Tyler Perry both embraces stereotypes with the character of Madea but also presents African-Americans like the character of the district attorney as college educated, well-dressed and well-spoken professionals. And I understand why some people may not like Tyler Perry’s over-the-top portrayal of Madea, but it’s a caricature, almost like a cartoon. It’s so obliviously not suppose to be a real reflection of anyone. The other characters buck the trend of the way that many images in our culture portray African-Americans as rappers, gansta’s or professional sports players.

This film reveals the multiplicity within the African-American culture, which is often forgotten. The district attorney’s fiancĂ©e doesn’t understand his sympathy towards the prostitute because she feels like they’ve been given the same opportunities but the district attorney reminds her that she didn’t grow up in a poor neighborhood.  As the story unfolds the interconnections and the way that people deal with the choices in their lives are revealed in an unexpected and powerful way.

The plot-line with the district attorney is intense and only with the comic interjections of Madea’s plot line is the viewer able to process the more emotional plot-line. While the film is does not represent great technique in film making it reflects a deep desire to make a positive statement about what it means to take responsibility for your life.

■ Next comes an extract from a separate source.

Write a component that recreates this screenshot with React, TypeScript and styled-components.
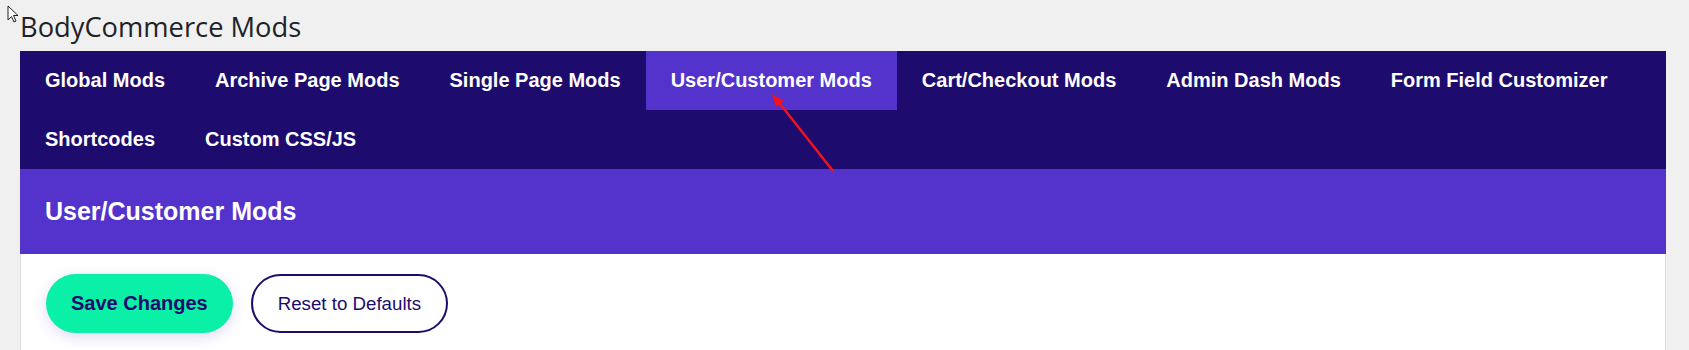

There are no quick fixes in this film. It realistically portrays the struggles and the consequences the characters deal with.  You don’t seen many films really addressing the issues that Madea Goes To Jail touches upon in a way that both entertains and challenges the viewer.

I’m an Asian-American and probably like many people who are not African-American, I didn’t feel that Tyler Perry’s films were for me. And I’m sure that I’m missing things in the film and I don’t really understand everything that is going on.  However,  I really enjoyed watching the film and if you haven’t checked out one of Perry’s films, I highly recommend that you do.

Rob Humanick put it best in his review of another of Perry's film I Can Do Bad All By Myself:

"It isn't great art, but it's popular art worth believing in."